There are some significant tax advantages in structuring equity investment through SEIS and EIS, and many media companies have successfully done so in the past. Since the introduction of the “disqualifying arrangements” test, however, media companies may be required to re-think established business models. In particular, the scope for separating financing, rights-holding and production functions could be curtailed. Media finance companies will therefore need to give detailed thought to financing structures if they are to benefit from the schemes.
In the meantime, media investors may be reluctant to provide equity finance until clearer HMRC guidelines are available and/or advance assurances can be obtained that they will be eligible for tax relief. Winston Churchill once remarked that some regard private enterprise as a “predatory tiger to be shot”, while others look on it as “a cow they can milk”. Much the same could be said of EIS/SEIS, with the UK government keen to promote use of the schemes, while anxious to limit any scope for abuse.
An overabundance of caution from HMRC would be misplaced, however. EIS/SEIS could be – just as, in Churchill’s mind, enterprise should be – a “healthy horse, pulling a sturdy wagon”.
Associate, Michael Simkins LLP
Article written for Entertainment Law Review.

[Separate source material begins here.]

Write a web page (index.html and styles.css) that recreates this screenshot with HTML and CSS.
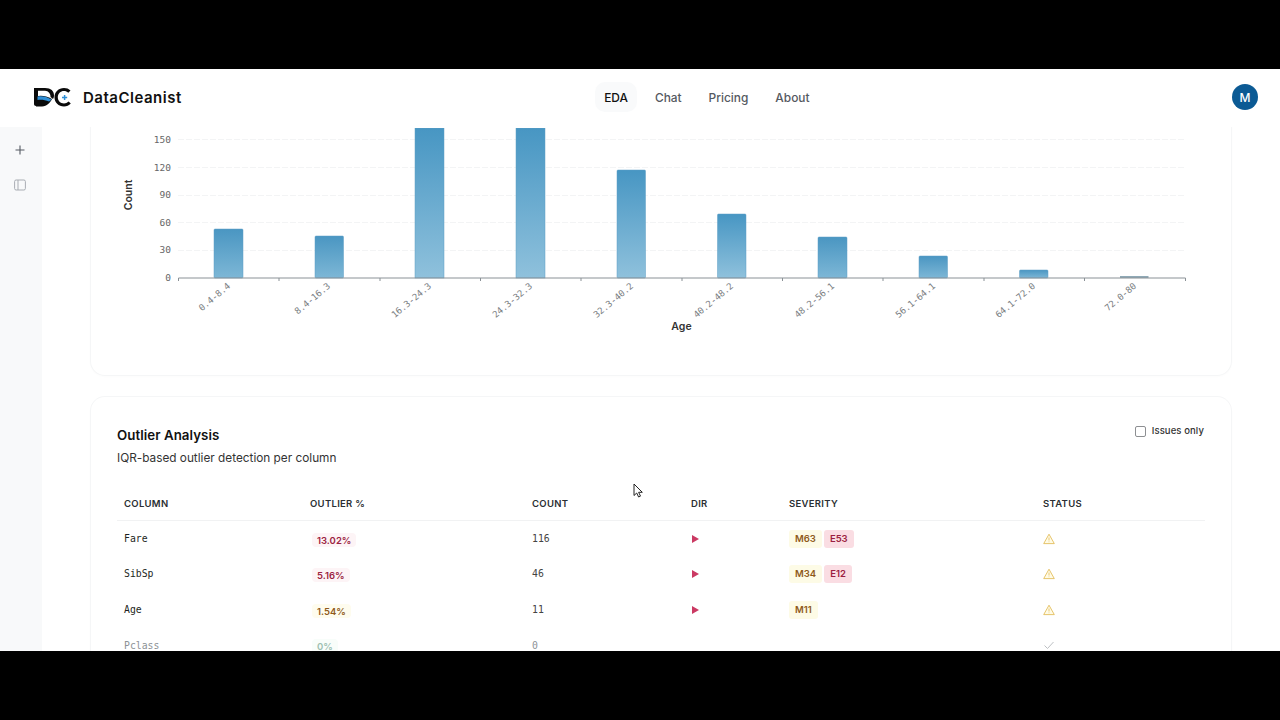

Note: the information above is not intended to constitute tax advice and is subject to change. If you are interested in finding out more, we can put you in touch with tax advisers who can provide up-to-date information.
1. The draft guidelines have not, at the time of writing, been published on the HMRC website.
2. Sched. 7, Pt 1, para.9, which inserts a new section 178A into the Income Taxes Act 2007.
3. As yet unpublished, as noted above.